++++ Dataset records ++++

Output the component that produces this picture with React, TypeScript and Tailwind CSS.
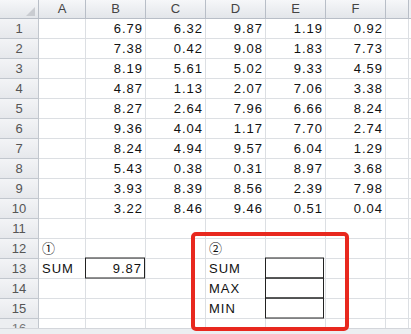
const cols = ['A', 'B', 'C', 'D', 'E', 'F', '']

const data: string[][] = [
  ['6.79', '6.32', '9.87', '1.19', '0.92'],
  ['7.38', '0.42', '9.08', '1.83', '7.73'],
  ['8.19', '5.61', '5.02', '9.33', '4.59'],
  ['4.87', '1.13', '2.07', '7.06', '3.38'],
  ['8.27', '2.64', '7.96', '6.66', '8.24'],
  ['9.36', '4.04', '1.17', '7.70', '2.74'],
  ['8.24', '4.94', '9.57', '6.04', '1.29'],
  ['5.43', '0.38', '0.31', '8.97', '3.68'],
  ['3.93', '8.39', '8.56', '2.39', '7.98'],
  ['3.22', '8.46', '9.46', '0.51', '0.04'],
]

type Cell = { text?: string; align?: 'left' | 'right'; boxed?: 'top' | 'mid' | 'single' }

const buildRows = (): Cell[][] => {
  const rows: Cell[][] = data.map((r) => [{}, ...r.map((v) => ({ text: v, align: 'right' as const })), {}])
  rows.push([{}, {}, {}, {}, {}, {}, {}])
  rows.push([{ text: '①' }, {}, {}, { text: '②' }, {}, {}, {}])
  rows.push([{ text: 'SUM' }, { text: '9.87', align: 'right', boxed: 'single' }, {}, { text: 'SUM' }, { boxed: 'top' }, {}, {}])
  rows.push([{}, {}, {}, { text: 'MAX' }, { boxed: 'mid' }, {}, {}])
  rows.push([{}, {}, {}, { text: 'MIN' }, { boxed: 'mid' }, {}, {}])
  return rows
}

const gridCols = 'grid grid-cols-[39px_47px_60px_60px_60px_60px_60px_23px_1fr]'

export default function App() {
  const rows = buildRows()
  return (
    <div
      className="relative h-[334px] w-[411px] overflow-hidden bg-white text-[13px] text-[#111]"
      style={{ fontFamily: '"Liberation Sans", "Noto Sans CJK JP", sans-serif' }}
    >
      {/* column headers */}
      <div className={gridCols}>
        <div className="relative h-[19px] border-b border-r border-[#b8bec7] bg-gradient-to-b from-[#f6f7f9] to-[#e3e6ea]">
          <span className="absolute bottom-[2px] right-[3px] h-0 w-0 border-b-[9px] border-l-[9px] border-b-[#c9ccd1] border-l-transparent" />
        </div>
        {cols.map((c, i) => (
          <div
            key={i}
            className="flex h-[19px] items-center justify-center border-b border-r border-[#b8bec7] bg-gradient-to-b from-[#f6f7f9] to-[#e3e6ea] text-[13px] text-[#444]"
          >
            {c}
          </div>
        ))}
        <div className="h-[19px] border-b border-[#b8bec7] bg-[#eef0f3]" />
      </div>

      {rows.map((row, ri) => (
        <div key={ri} className={gridCols}>
          <div className="flex h-[20px] items-center justify-center border-b border-r border-[#c2c7ce] bg-gradient-to-b from-[#f3f4f6] to-[#e6e8ec] text-[13px] text-[#555]">
            {ri + 1}
          </div>
          {row.map((cell, ci) => (
            <div
              key={ci}
              className={
                'flex h-[20px] items-center border-b border-r border-[#dcdfe3] tracking-[1px] ' +
                (cell.align === 'right' ? 'justify-end pr-[2px]' : 'pl-[3px]')
              }
            >
              {cell.boxed ? (
                <div
                  className={
                    'flex h-[21px] w-[61px] -translate-x-[1px] -translate-y-[0.5px] items-center justify-end border border-[#222] pr-[2px] ' +
                    (cell.align === 'right' ? '-mr-[3px] ' : '-ml-[3px] ') +
                    (cell.boxed === 'mid' ? '-mt-[1px] ' : '')
                  }
                >
                  {cell.text}
                </div>
              ) : (
                cell.text
              )}
            </div>
          ))}
          <div className="h-[20px] border-b border-[#dcdfe3]" />
        </div>
      ))}

      {/* row 16, cut off */}
      <div className={gridCols}>
        <div className="relative h-[9px] overflow-hidden border-r border-[#c2c7ce] bg-[#eceef1] text-center text-[13px] leading-[20px] text-[#777]">
          16
        </div>
        {cols.map((_, i) => (
          <div key={i} className="h-[9px] border-r border-[#dcdfe3]" />
        ))}
        <div />
      </div>
      <div className="h-[10px] border-t border-[#d3d6db] bg-[#eceef1]" />

      {/* red highlight */}
      <div className="absolute left-[191px] top-[232px] h-[99px] w-[158px] rounded-[5px] border-[4px] border-[#e8281e]" />
    </div>
  )
}
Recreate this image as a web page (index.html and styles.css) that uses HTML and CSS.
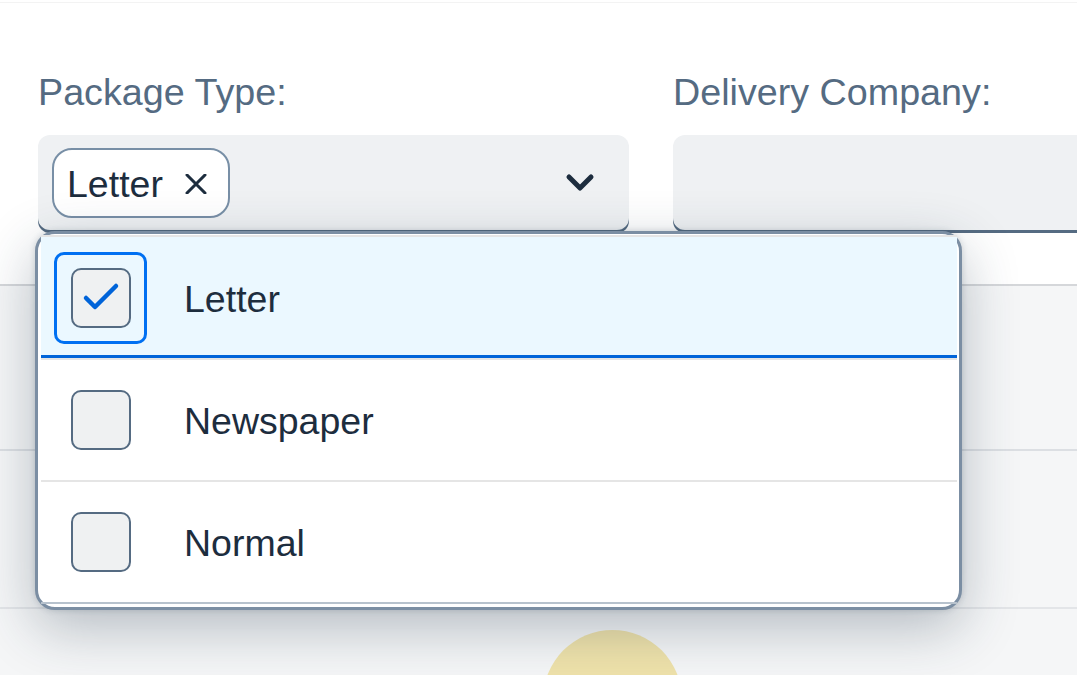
FILE: index.html
```html
<!DOCTYPE html>
<html lang="en">
<head>
<meta charset="utf-8">
<title>Package filter</title>
<link rel="stylesheet" href="styles.css">
</head>
<body>
<div class="page">
  <div class="top-rule"></div>
  <div class="filterbar">
    <div class="filter filter-package">
      <div class="label">Package Type:</div>
      <div class="field">
        <span class="token">
          <span class="token-text">Letter</span>
          <svg class="token-x" width="22" height="20" viewBox="0 0 22 20"><path d="M2 1 L20 19 M20 1 L2 19" stroke="#1d2d3e" stroke-width="3" fill="none" stroke-linecap="round"/></svg>
        </span>
        <svg class="chevron" width="30" height="20" viewBox="0 0 30 20"><path d="M4 4 L15 15 L26 4" stroke="#1d2d3e" stroke-width="5" fill="none" stroke-linecap="round" stroke-linejoin="round"/></svg>
        <div class="popup">
          <ul class="list">
            <li class="item selected">
              <span class="cb-wrap focused"><span class="cb"><svg width="56" height="56" viewBox="0 0 56 56"><path d="M13 28 L22 37 L43 16" stroke="#0064d9" stroke-width="4.5" fill="none" stroke-linecap="round" stroke-linejoin="round"/></svg></span></span>
              <span class="item-text">Letter</span>
            </li>
            <li class="item">
              <span class="cb-wrap"><span class="cb"></span></span>
              <span class="item-text">Newspaper</span>
            </li>
            <li class="item last">
              <span class="cb-wrap"><span class="cb"></span></span>
              <span class="item-text">Normal</span>
            </li>
          </ul>
        </div>
      </div>
    </div>
    <div class="filter filter-company">
      <div class="label">Delivery Company:</div>
      <div class="field"></div>
    </div>
  </div>
  <div class="table">
    <div class="row row1"></div>
    <div class="row row2"></div>
    <div class="row row3"><span class="avatar"></span></div>
  </div>
</div>
</body>
</html>
```

FILE: styles.css
```css
html, body {
  margin: 0;
  padding: 0;
  background: #ffffff;
}
body {
  font-family: "Liberation Sans", Arial, sans-serif;
  color: #1d2d3e;
}
.page {
  width: 1077px;
  height: 675px;
  overflow: hidden;
  position: relative;
}
.top-rule {
  height: 2px;
  border-bottom: 1px solid #f3f3f3;
}
.filterbar {
  display: flex;
  gap: 44px;
  padding: 68px 0 0 38px;
}
.filter {
  display: flex;
  flex-direction: column;
  gap: 22px;
  flex: none;
}
.filter-package { width: 591px; }
.filter-company { width: 600px; }
.label {
  font-size: 37.7px;
  line-height: 42px;
  color: #556b82;
  white-space: nowrap;
}
.field {
  position: relative;
  height: 98px;
  box-sizing: border-box;
  background: #eff1f3;
  border-radius: 12px;
  box-shadow: inset 0 -3px 0 #556b82;
  display: flex;
  align-items: center;
  padding: 0 35px 2px 14px;
}
.token {
  display: flex;
  align-items: center;
  height: 70px;
  box-sizing: border-box;
  border: 2px solid #788fa6;
  border-radius: 20px;
  background: #ffffff;
  padding: 0 21px 0 13px;
}
.token-text {
  font-size: 37.5px;
  line-height: 42px;
  color: #1d2d3e;
  margin-top: 2px;
}
.token-x {
  margin-left: 22px;
  margin-top: 2px;
}
.chevron {
  margin-left: auto;
  margin-right: -1px;
}
.popup {
  position: absolute;
  left: -3px;
  top: 96px;
  width: 927px;
  box-sizing: border-box;
  background: #ffffff;
  border: 3px solid #7b8ea3;
  border-radius: 20px;
  padding: 1px 2px 3px 3px;
  z-index: 10;
  box-shadow: 0 18px 55px rgba(34, 53, 72, 0.3), 0 0 6px rgba(34, 53, 72, 0.18);
}
.list {
  list-style: none;
  margin: 0;
  padding: 0;
  border-top: 2px solid #e5e5e5;
}
.item {
  display: flex;
  align-items: center;
  height: 120px;
  border-bottom: 2px solid #e5e5e5;
  padding-left: 13px;
}
.item.selected {
  height: 121px;
  background: #ebf8ff;
  box-shadow: inset 0 -3px 0 #0064d9;
}
.item.last {
  border-bottom-color: #b7c2cd;
}
.cb-wrap {
  width: 93px;
  height: 92px;
  box-sizing: border-box;
  border: 3px solid transparent;
  border-radius: 10px;
  display: flex;
  align-items: center;
  justify-content: center;
  flex: none;
}
.cb-wrap.focused {
  border-color: #0070f2;
}
.cb {
  width: 60px;
  height: 60px;
  box-sizing: border-box;
  border: 2px solid #556b82;
  border-radius: 10px;
  background: #eff1f2;
  display: block;
}
.cb svg { display: block; }
.item-text {
  margin-left: 37px;
  font-size: 37.5px;
  line-height: 42px;
  color: #1d2d3e;
  margin-top: 2px;
}
.table {
  margin-top: 51px;
  border-top: 2px solid #d5d7da;
  background: #f5f6f7;
}
.row1 {
  height: 163px;
  border-bottom: 2px solid #dcdfe3;
}
.row2 {
  height: 156px;
  border-bottom: 2px solid #e3e5e8;
}
.row3 {
  height: 200px;
  padding: 21px 0 0 543px;
  box-sizing: border-box;
}
.avatar {
  display: block;
  width: 139px;
  height: 139px;
  border-radius: 50%;
  background: #efe2aa;
}
```
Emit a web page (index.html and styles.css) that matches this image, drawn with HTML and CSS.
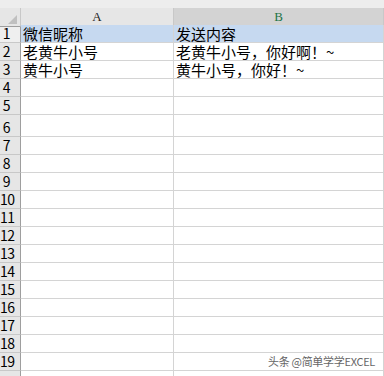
FILE: index.html
```html
<!DOCTYPE html>
<html lang="zh-CN">
<head>
    <meta charset="UTF-8">
    <title>微信昵称</title>
    <link rel="stylesheet" href="styles.css">
</head>
<body>
    <div class="sheet">
        <div class="topbar"></div>

        <div class="row head">
            <div class="corner"><span class="tri"></span></div>
            <div class="col-head">A</div>
            <div class="col-head active">B</div>
        </div>

        <div class="row sel">
            <div class="num">1</div>
            <div class="cell">微信昵称</div>
            <div class="cell">发送内容</div>
        </div>
        <div class="row">
            <div class="num">2</div>
            <div class="cell">老黄牛小号</div>
            <div class="cell">老黄牛小号，你好啊！~</div>
        </div>
        <div class="row">
            <div class="num">3</div>
            <div class="cell">黄牛小号</div>
            <div class="cell">黄牛小号，你好！~</div>
        </div>
        <div class="row"><div class="num">4</div><div class="cell"></div><div class="cell"></div></div>
        <div class="row"><div class="num">5</div><div class="cell"></div><div class="cell"></div></div>
        <div class="row tall"><div class="num">6</div><div class="cell"></div><div class="cell"></div></div>
        <div class="row"><div class="num">7</div><div class="cell"></div><div class="cell"></div></div>
        <div class="row"><div class="num">8</div><div class="cell"></div><div class="cell"></div></div>
        <div class="row"><div class="num">9</div><div class="cell"></div><div class="cell"></div></div>
        <div class="row"><div class="num">10</div><div class="cell"></div><div class="cell"></div></div>
        <div class="row"><div class="num">11</div><div class="cell"></div><div class="cell"></div></div>
        <div class="row"><div class="num">12</div><div class="cell"></div><div class="cell"></div></div>
        <div class="row"><div class="num">13</div><div class="cell"></div><div class="cell"></div></div>
        <div class="row"><div class="num">14</div><div class="cell"></div><div class="cell"></div></div>
        <div class="row"><div class="num">15</div><div class="cell"></div><div class="cell"></div></div>
        <div class="row"><div class="num">16</div><div class="cell"></div><div class="cell"></div></div>
        <div class="row"><div class="num">17</div><div class="cell"></div><div class="cell"></div></div>
        <div class="row"><div class="num">18</div><div class="cell"></div><div class="cell"></div></div>
        <div class="row"><div class="num">19</div><div class="cell"></div><div class="cell"></div></div>
        <div class="row"><div class="num"></div><div class="cell"></div><div class="cell"></div></div>

        <div class="mark">头条 @简单学学EXCEL</div>
    </div>
</body>
</html>
```

FILE: styles.css
```css
body {
    margin: 0;
    background: #fff;
    overflow: hidden;
}

.sheet {
    position: relative;
    width: 384px;
    height: 376px;
    overflow: hidden;
    font-family: 'Noto Sans CJK SC', sans-serif;
    color: #000;
}

.topbar {
    height: 8px;
    background: #ededed;
}

.row {
    display: grid;
    grid-template-columns: 21px 153px 1fr;
    height: 18px;
}

.row.tall {
    height: 22px;
}

.num {
    box-sizing: border-box;
    border-right: 1px solid #9e9e9e;
    border-bottom: 1px solid #c8c8c8;
    background: #e6e6e6;
    padding-right: 7px;
    text-align: center;
    font-size: 14px;
    line-height: 17px;
    letter-spacing: -0.5px;
    white-space: nowrap;
}

.tall .num {
    padding-top: 4px;
}

.cell {
    box-sizing: border-box;
    border-right: 1px solid #d4d4d4;
    border-bottom: 1px solid #d4d4d4;
    padding-left: 2px;
    font-size: 15px;
    line-height: 17px;
    white-space: nowrap;
}

.sel .num {
    background: #efefef;
}

.sel .cell {
    background: #c6d9f0;
}

/* column header strip */
.head {
    height: 17px;
}

.corner {
    position: relative;
    box-sizing: border-box;
    border-right: 1px solid #c8c8c8;
    border-bottom: 1px solid #9e9e9e;
    background: #e6e6e6;
}

.tri {
    position: absolute;
    right: 3px;
    bottom: 2px;
    width: 0;
    height: 0;
    border-left: 9px solid transparent;
    border-bottom: 9px solid #c0c0c0;
}

.col-head {
    box-sizing: border-box;
    border-right: 1px solid #c8c8c8;
    border-bottom: 1px solid #9e9e9e;
    background: #e6e6e6;
    text-align: center;
    font-family: 'Liberation Serif', serif;
    font-size: 13px;
    line-height: 17px;
    color: #222;
}

.col-head.active {
    background: #d3d3d3;
    border-bottom: 2px solid #217346;
    color: #217346;
}

.mark {
    position: absolute;
    right: 9px;
    bottom: 8px;
    font-size: 11px;
    line-height: 13px;
    color: #666;
    letter-spacing: -0.3px;
}
```
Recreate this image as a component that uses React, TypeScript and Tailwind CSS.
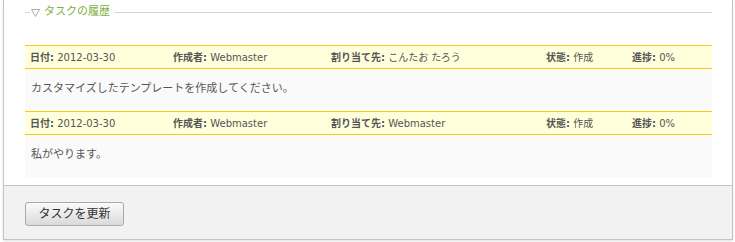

++++

- **Written problem**: Skip the pictures and quote each line of the entries above, from the first through the line with "const cols = ['A', 'B', 'C', 'D', 'E', 'F', '']", exactly as it appears.

- **Answer to this problem**:
Output the component that produces this picture with React, TypeScript and Tailwind CSS.
const cols = ['A', 'B', 'C', 'D', 'E', 'F', '']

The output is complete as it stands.